A value contained in the query data field is not an allowable value for server (or slave). This indicates a fault in the structure of the remainder of a complex request, such as that the implied length is incorrect. It specifically does NOT mean that a data item submitted for storage in a register has a value outside the expectation of the application program, since the MODBUS protocol is unaware of the significance of any particular value of any particular register.



An unrecoverable error occurred while the server (or slave) was attempting to perform the requested action.



Specialized use in conjunction with programming commands. The server (or slave) has accepted the request and is processing it, but a long duration of time will be required to do so. This response is returned to prevent a timeout error from occurring in the client (or master). The client (or master) can next issue a Poll Program Complete message to determine if processing is completed.



Specialized use in conjunction with programming commands. The server (or slave) is engaged in processing a long–duration program command. The client (or master) should retransmit the message later when the server (or slave) is free.

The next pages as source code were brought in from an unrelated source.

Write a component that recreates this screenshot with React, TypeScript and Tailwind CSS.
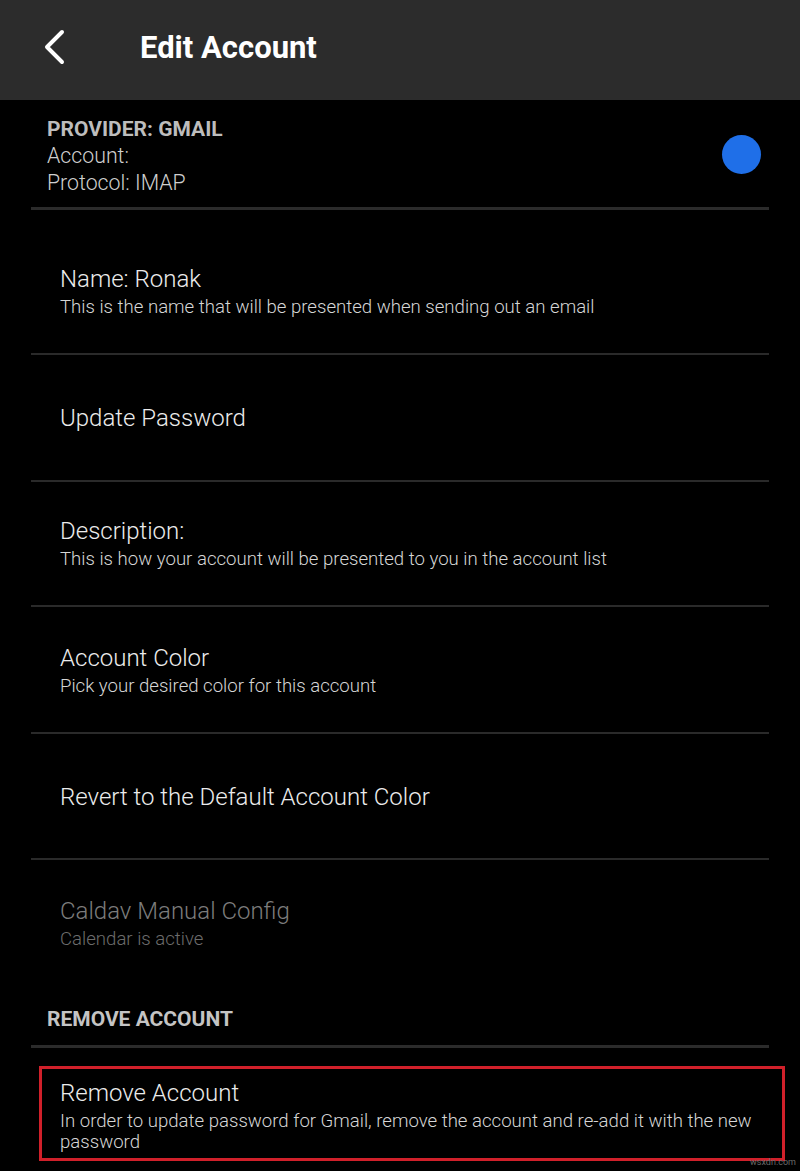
import React from "react";

const font = { fontFamily: "Roboto, 'Noto Sans', Arial, sans-serif" };

function Row({
  title,
  sub,
  pt,
  pb,
  dim,
}: {
  title: string;
  sub?: string;
  pt: string;
  pb: string;
  dim?: boolean;
}) {
  return (
    <div className={`px-[60px] ${pt} ${pb}`}>
      <div
        className={`text-[24px] leading-[30px] font-light ${
          dim ? "text-[#7c7c7c]" : "text-[#ececec]"
        }`}
      >
        {title}
      </div>
      {sub && (
        <div
          className={`mt-[2px] text-[18.6px] leading-[22px] font-light ${
            dim ? "text-[#6c6c6c]" : "text-[#d6d6d6]"
          }`}
        >
          {sub}
        </div>
      )}
    </div>
  );
}

function Divider() {
  return <div className="mx-[31px] h-[2px] bg-[#2a2a2a]" />;
}

export default function App() {
  return (
    <div className="relative min-h-[1171px] w-[800px] bg-black" style={font}>
      <div className="flex h-[100px] items-center bg-[#2c2c2c]">
        <svg
          width="24"
          height="36"
          viewBox="0 0 24 36"
          className="ml-[42px] mt-[-6px]"
        >
          <path
            d="M20 3 L5 18 L20 33"
            fill="none"
            stroke="#ffffff"
            strokeWidth="4"
            strokeLinecap="round"
            strokeLinejoin="round"
          />
        </svg>
        <div className="ml-[74px] mt-[-3px] text-[31px] font-bold text-white">
          Edit Account
        </div>
      </div>

      <div className="flex items-center justify-between pl-[47px] pr-[39px] pt-[16px] pb-[11px]">
        <div>
          <div className="text-[21px] leading-[26px] font-bold text-[#bdbdbd]">
            PROVIDER: GMAIL
          </div>
          <div className="mt-[1px] text-[21.3px] leading-[26px] font-light text-[#cfcfcf]">
            Account:
          </div>
          <div className="mt-[1px] text-[21.3px] leading-[26px] font-light text-[#cfcfcf]">
            Protocol: IMAP
          </div>
        </div>
        <div className="mt-[-3px] h-[39px] w-[39px] rounded-full bg-[#1f6fe8]" />
      </div>
      <div className="mx-[31px] h-[3px] bg-[#2b2b2b]" />

      <Row
        title="Name: Ronak"
        sub="This is the name that will be presented when sending out an email"
        pt="pt-[54px]"
        pb="pb-[35px]"
      />
      <Divider />
      <Row title="Update Password" pt="pt-[48px]" pb="pb-[47px]" />
      <Divider />
      <Row
        title="Description:"
        sub="This is how your account will be presented to you in the account list"
        pt="pt-[34px]"
        pb="pb-[35px]"
      />
      <Divider />
      <Row
        title="Account Color"
        sub="Pick your desired color for this account"
        pt="pt-[36px]"
        pb="pb-[35px]"
      />
      <Divider />
      <Row
        title="Revert to the Default Account Color"
        pt="pt-[48px]"
        pb="pb-[46px]"
      />
      <Divider />
      <Row
        title="Caldav Manual Config"
        sub="Calendar is active"
        pt="pt-[36px]"
        pb="pb-[0px]"
        dim
      />

      <div className="mt-[56px] pl-[47px] text-[21px] leading-[26px] font-bold text-[#c4c4c4]">
        REMOVE ACCOUNT
      </div>
      <div className="mx-[31px] mt-[13px] h-[3px] bg-[#2b2b2b]" />

      <div className="ml-[39px] mr-[15px] mt-[18px] border-[3px] border-[#d0202a] pl-[18px] pr-[10px] pt-[9px] pb-[5px]">
        <div className="text-[24px] leading-[30px] font-light text-[#ececec]">
          Remove Account
        </div>
        <div className="mt-[3px] text-[18.6px] leading-[21px] font-light text-[#d6d6d6]">
          In order to update password for Gmail, remove the account and re-add
          it with the new password
        </div>
      </div>

      <div className="absolute bottom-[2px] right-[4px] text-[9px] text-[#6a6a6a]">
        wsxdn.com
      </div>
    </div>
  );
}
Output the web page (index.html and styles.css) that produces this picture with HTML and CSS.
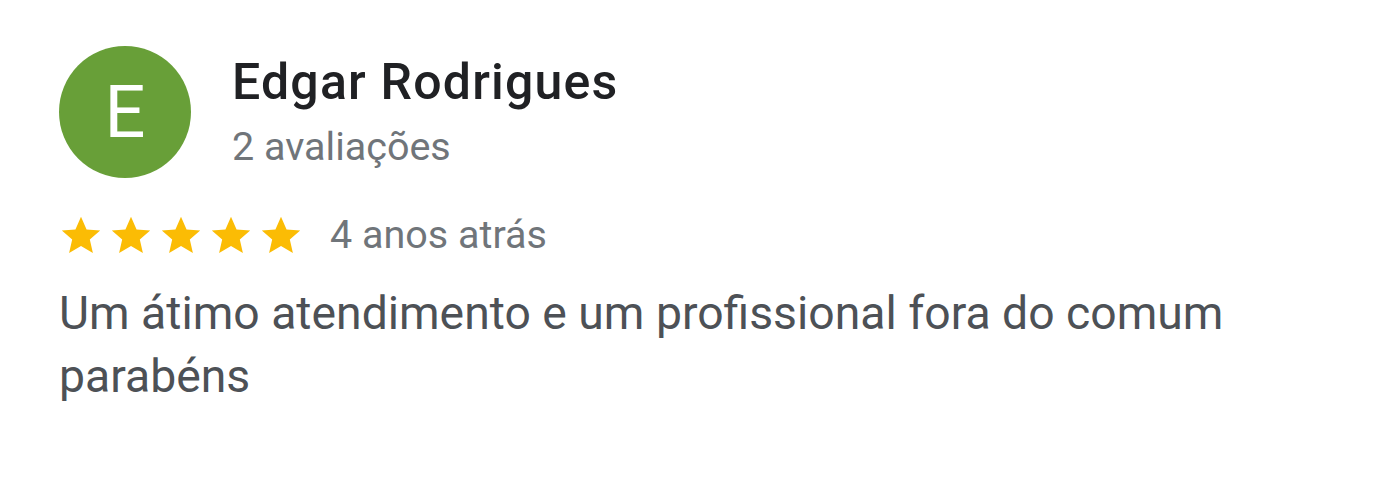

Specialized use in conjunction with function codes 20 and 21 and reference type 6, to indicate that the extended file area failed to pass a consistency check The server (or slave) attempted to read record file, but detected a parity error in the memory. The client (or master) can retry the request, but service may be required on the server (or slave) device.



Specialized use in conjunction with gateways, indicates that the gateway was unable to allocate an internal communication path from the input port to the output port for processing the request. Usually means that the gateway is not configured correctly or overloaded.



Specialized use in conjunction with gateways, indicates that no response was obtained from the target device. Usually means that the device is not present on the network.